-- start Collected material --

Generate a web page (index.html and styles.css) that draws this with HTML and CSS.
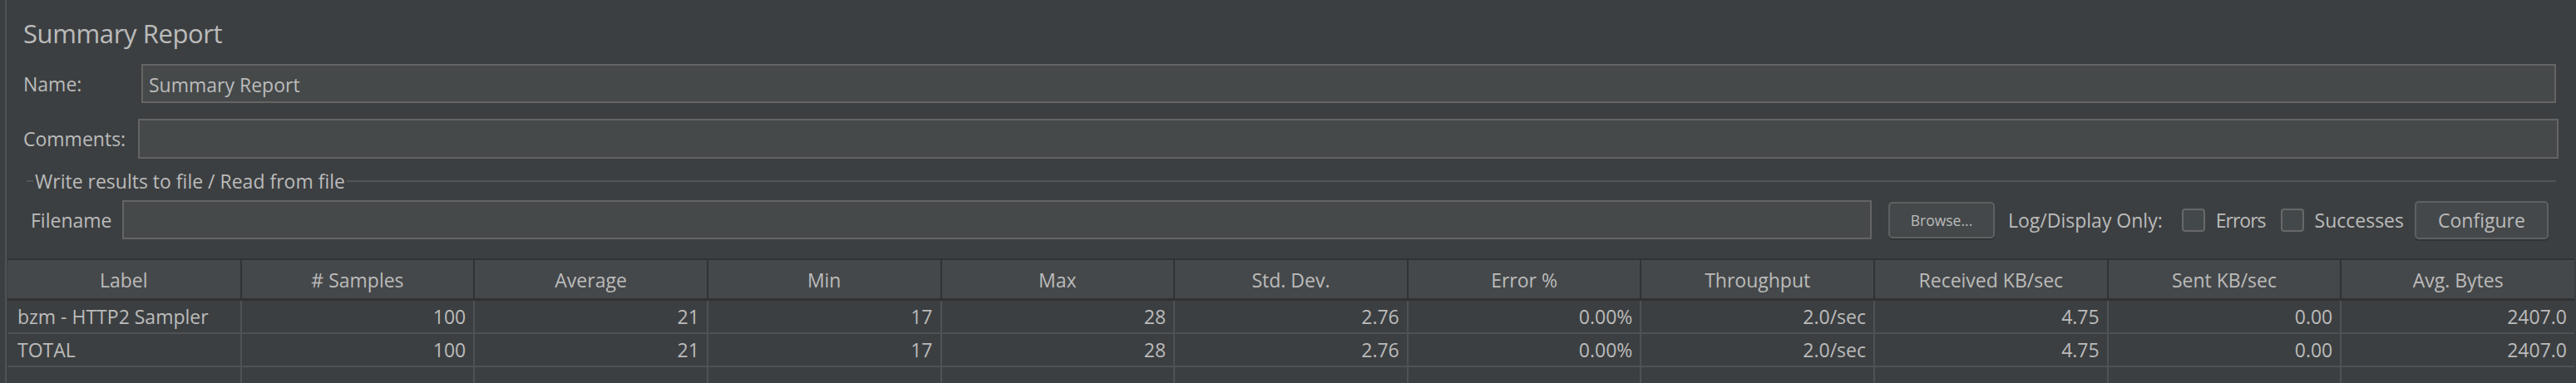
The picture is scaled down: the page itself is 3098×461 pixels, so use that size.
FILE: index.html
```html
<!DOCTYPE html>
<html>
<head>
<meta charset="utf-8">
<link rel="stylesheet" href="styles.css">
</head>
<body>
<div class="frame">
  <div class="title">Summary Report</div>
  <div class="row name-row">
    <label class="lbl name-lbl">Name:</label>
    <div class="field">Summary Report</div>
  </div>
  <div class="row comments-row">
    <label class="lbl comments-lbl">Comments:</label>
    <div class="field"></div>
  </div>
  <div class="group-head">
    <span class="gline short"></span>
    <span class="gtitle">Write results to file / Read from file</span>
    <span class="gline long"></span>
  </div>
  <div class="row file-row">
    <label class="lbl file-lbl">Filename</label>
    <div class="field grow"></div>
    <button class="btn browse">Browse...</button>
    <span class="lbl log-lbl">Log/Display Only:</span>
    <span class="check"></span>
    <span class="lbl chk-lbl errors">Errors</span>
    <span class="check second"></span>
    <span class="lbl chk-lbl">Successes</span>
    <button class="btn configure">Configure</button>
  </div>
  <table class="grid">
    <thead>
      <tr>
        <th>Label</th><th># Samples</th><th>Average</th><th>Min</th><th>Max</th><th>Std. Dev.</th><th>Error %</th><th>Throughput</th><th>Received KB/sec</th><th>Sent KB/sec</th><th>Avg. Bytes</th>
      </tr>
    </thead>
    <tbody>
      <tr>
        <td class="txt">bzm - HTTP2 Sampler</td><td>100</td><td>21</td><td>17</td><td>28</td><td>2.76</td><td>0.00%</td><td>2.0/sec</td><td>4.75</td><td>0.00</td><td>2407.0</td>
      </tr>
      <tr>
        <td class="txt">TOTAL</td><td>100</td><td>21</td><td>17</td><td>28</td><td>2.76</td><td>0.00%</td><td>2.0/sec</td><td>4.75</td><td>0.00</td><td>2407.0</td>
      </tr>
      <tr class="empty">
        <td></td><td></td><td></td><td></td><td></td><td></td><td></td><td></td><td></td><td></td><td></td>
      </tr>
    </tbody>
  </table>
</div>
</body>
</html>
```
FILE: styles.css
```css
html, body {
  margin: 0;
  padding: 0;
}
body {
  width: 3098px;
  height: 461px;
  overflow: hidden;
  background: #3c3f41;
  color: #bbbbbb;
  font-family: "Open Sans", "Noto Sans", sans-serif;
  font-size: 23px;
}
.frame {
  margin-left: 6px;
  border-left: 2px solid #505356;
  height: 461px;
  box-sizing: border-box;
  display: flex;
  flex-direction: column;
}
.title {
  margin-top: 20px;
  padding-left: 20px;
  font-size: 31px;
  letter-spacing: -0.4px;
  line-height: 40px;
  height: 40px;
}
.row {
  display: flex;
  align-items: center;
}
.lbl {
  white-space: nowrap;
  line-height: 30px;
}
.field {
  box-sizing: border-box;
  background: #45494a;
  border: 2px solid #646464;
  padding: 3px 7px 0;
  line-height: 40px;
  white-space: nowrap;
}
.name-row {
  margin-top: 17px;
  height: 47px;
  padding-left: 20px;
  padding-right: 24px;
}
.name-row .field {
  flex: 1;
  height: 47px;
}
.name-lbl {
  width: 142px;
}
.comments-row {
  margin-top: 19px;
  height: 48px;
  padding-left: 20px;
  padding-right: 21px;
}
.comments-row .field {
  flex: 1;
  height: 48px;
}
.comments-lbl {
  width: 138px;
}
.group-head {
  margin-top: 15px;
  height: 24px;
  display: flex;
  align-items: center;
  padding-left: 24px;
  padding-right: 24px;
}
.gline {
  height: 2px;
  background: #535658;
}
.gline.short {
  width: 8px;
  margin-right: 2px;
}
.gline.long {
  flex: 1;
  margin-left: 2px;
}
.gtitle {
  line-height: 24px;
  white-space: nowrap;
}
.file-row {
  margin-top: 11px;
  height: 47px;
  padding-left: 29px;
  padding-right: 33px;
}
.file-lbl {
  width: 110px;
}
.field.grow {
  flex: 1;
  height: 47px;
}
.btn {
  box-sizing: border-box;
  font-family: "Open Sans", "Noto Sans", sans-serif;
  color: #bbbbbb;
  background: #44484a;
  border: 2px solid #5e6162;
  border-radius: 5px;
  box-shadow: 0 2px 0 #323436;
  padding: 0;
  white-space: nowrap;
}
.browse {
  margin-left: 20px;
  width: 128px;
  height: 44px;
  font-size: 17.5px;
}
.log-lbl {
  margin-left: 16px;
}
.check {
  box-sizing: border-box;
  width: 28px;
  height: 28px;
  margin-left: 23px;
  border: 2px solid #666869;
  border-radius: 4px;
  background: #43494a;
}
.check.second {
  margin-left: 18px;
}
.chk-lbl {
  margin-left: 13px;
}
.chk-lbl.errors {
  letter-spacing: -1px;
}
.configure {
  margin-left: 13px;
  width: 161px;
  height: 46px;
  font-size: 23px;
}
.grid {
  margin-top: 23px;
  margin-left: 1px;
  width: 3087px;
  border-collapse: collapse;
  table-layout: fixed;
}
.grid th {
  background: #45484a;
  font-weight: normal;
  text-align: center;
  height: 48px;
  padding: 3px 0 0;
  line-height: 30px;
  border-top: 2px solid #303234;
  border-bottom: 3px solid #303234;
  border-left: 2px solid #303234;
  box-sizing: border-box;
  white-space: nowrap;
}
.grid th:first-child {
  border-left: none;
}
.grid td {
  height: 38px;
  padding: 0 9px 0 12px;
  line-height: 30px;
  text-align: right;
  border-left: 2px solid #4f5254;
  border-bottom: 2px solid #4f5254;
  white-space: nowrap;
}
.grid td:first-child {
  border-left: none;
}
.grid td.txt {
  text-align: left;
}
.grid tr.empty td {
  height: 30px;
}
```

-- end Collected material --

> **What is being asked**
The pictures should not be reproduced; quote all of the other material exactly.

> **Completed exercise**
Generate a web page (index.html and styles.css) that draws this with HTML and CSS.
The picture is scaled down: the page itself is 3098×461 pixels, so use that size.
FILE: index.html
```html
<!DOCTYPE html>
<html>
<head>
<meta charset="utf-8">
<link rel="stylesheet" href="styles.css">
</head>
<body>
<div class="frame">
  <div class="title">Summary Report</div>
  <div class="row name-row">
    <label class="lbl name-lbl">Name:</label>
    <div class="field">Summary Report</div>
  </div>
  <div class="row comments-row">
    <label class="lbl comments-lbl">Comments:</label>
    <div class="field"></div>
  </div>
  <div class="group-head">
    <span class="gline short"></span>
    <span class="gtitle">Write results to file / Read from file</span>
    <span class="gline long"></span>
  </div>
  <div class="row file-row">
    <label class="lbl file-lbl">Filename</label>
    <div class="field grow"></div>
    <button class="btn browse">Browse...</button>
    <span class="lbl log-lbl">Log/Display Only:</span>
    <span class="check"></span>
    <span class="lbl chk-lbl errors">Errors</span>
    <span class="check second"></span>
    <span class="lbl chk-lbl">Successes</span>
    <button class="btn configure">Configure</button>
  </div>
  <table class="grid">
    <thead>
      <tr>
        <th>Label</th><th># Samples</th><th>Average</th><th>Min</th><th>Max</th><th>Std. Dev.</th><th>Error %</th><th>Throughput</th><th>Received KB/sec</th><th>Sent KB/sec</th><th>Avg. Bytes</th>
      </tr>
    </thead>
    <tbody>
      <tr>
        <td class="txt">bzm - HTTP2 Sampler</td><td>100</td><td>21</td><td>17</td><td>28</td><td>2.76</td><td>0.00%</td><td>2.0/sec</td><td>4.75</td><td>0.00</td><td>2407.0</td>
      </tr>
      <tr>
        <td class="txt">TOTAL</td><td>100</td><td>21</td><td>17</td><td>28</td><td>2.76</td><td>0.00%</td><td>2.0/sec</td><td>4.75</td><td>0.00</td><td>2407.0</td>
      </tr>
      <tr class="empty">
        <td></td><td></td><td></td><td></td><td></td><td></td><td></td><td></td><td></td><td></td><td></td>
      </tr>
    </tbody>
  </table>
</div>
</body>
</html>
```
FILE: styles.css
```css
html, body {
  margin: 0;
  padding: 0;
}
body {
  width: 3098px;
  height: 461px;
  overflow: hidden;
  background: #3c3f41;
  color: #bbbbbb;
  font-family: "Open Sans", "Noto Sans", sans-serif;
  font-size: 23px;
}
.frame {
  margin-left: 6px;
  border-left: 2px solid #505356;
  height: 461px;
  box-sizing: border-box;
  display: flex;
  flex-direction: column;
}
.title {
  margin-top: 20px;
  padding-left: 20px;
  font-size: 31px;
  letter-spacing: -0.4px;
  line-height: 40px;
  height: 40px;
}
.row {
  display: flex;
  align-items: center;
}
.lbl {
  white-space: nowrap;
  line-height: 30px;
}
.field {
  box-sizing: border-box;
  background: #45494a;
  border: 2px solid #646464;
  padding: 3px 7px 0;
  line-height: 40px;
  white-space: nowrap;
}
.name-row {
  margin-top: 17px;
  height: 47px;
  padding-left: 20px;
  padding-right: 24px;
}
.name-row .field {
  flex: 1;
  height: 47px;
}
.name-lbl {
  width: 142px;
}
.comments-row {
  margin-top: 19px;
  height: 48px;
  padding-left: 20px;
  padding-right: 21px;
}
.comments-row .field {
  flex: 1;
  height: 48px;
}
.comments-lbl {
  width: 138px;
}
.group-head {
  margin-top: 15px;
  height: 24px;
  display: flex;
  align-items: center;
  padding-left: 24px;
  padding-right: 24px;
}
.gline {
  height: 2px;
  background: #535658;
}
.gline.short {
  width: 8px;
  margin-right: 2px;
}
.gline.long {
  flex: 1;
  margin-left: 2px;
}
.gtitle {
  line-height: 24px;
  white-space: nowrap;
}
.file-row {
  margin-top: 11px;
  height: 47px;
  padding-left: 29px;
  padding-right: 33px;
}
.file-lbl {
  width: 110px;
}
.field.grow {
  flex: 1;
  height: 47px;
}
.btn {
  box-sizing: border-box;
  font-family: "Open Sans", "Noto Sans", sans-serif;
  color: #bbbbbb;
  background: #44484a;
  border: 2px solid #5e6162;
  border-radius: 5px;
  box-shadow: 0 2px 0 #323436;
  padding: 0;
  white-space: nowrap;
}
.browse {
  margin-left: 20px;
  width: 128px;
  height: 44px;
  font-size: 17.5px;
}
.log-lbl {
  margin-left: 16px;
}
.check {
  box-sizing: border-box;
  width: 28px;
  height: 28px;
  margin-left: 23px;
  border: 2px solid #666869;
  border-radius: 4px;
  background: #43494a;
}
.check.second {
  margin-left: 18px;
}
.chk-lbl {
  margin-left: 13px;
}
.chk-lbl.errors {
  letter-spacing: -1px;
}
.configure {
  margin-left: 13px;
  width: 161px;
  height: 46px;
  font-size: 23px;
}
.grid {
  margin-top: 23px;
  margin-left: 1px;
  width: 3087px;
  border-collapse: collapse;
  table-layout: fixed;
}
.grid th {
  background: #45484a;
  font-weight: normal;
  text-align: center;
  height: 48px;
  padding: 3px 0 0;
  line-height: 30px;
  border-top: 2px solid #303234;
  border-bottom: 3px solid #303234;
  border-left: 2px solid #303234;
  box-sizing: border-box;
  white-space: nowrap;
}
.grid th:first-child {
  border-left: none;
}
.grid td {
  height: 38px;
  padding: 0 9px 0 12px;
  line-height: 30px;
  text-align: right;
  border-left: 2px solid #4f5254;
  border-bottom: 2px solid #4f5254;
  white-space: nowrap;
}
.grid td:first-child {
  border-left: none;
}
.grid td.txt {
  text-align: left;
}
.grid tr.empty td {
  height: 30px;
}
```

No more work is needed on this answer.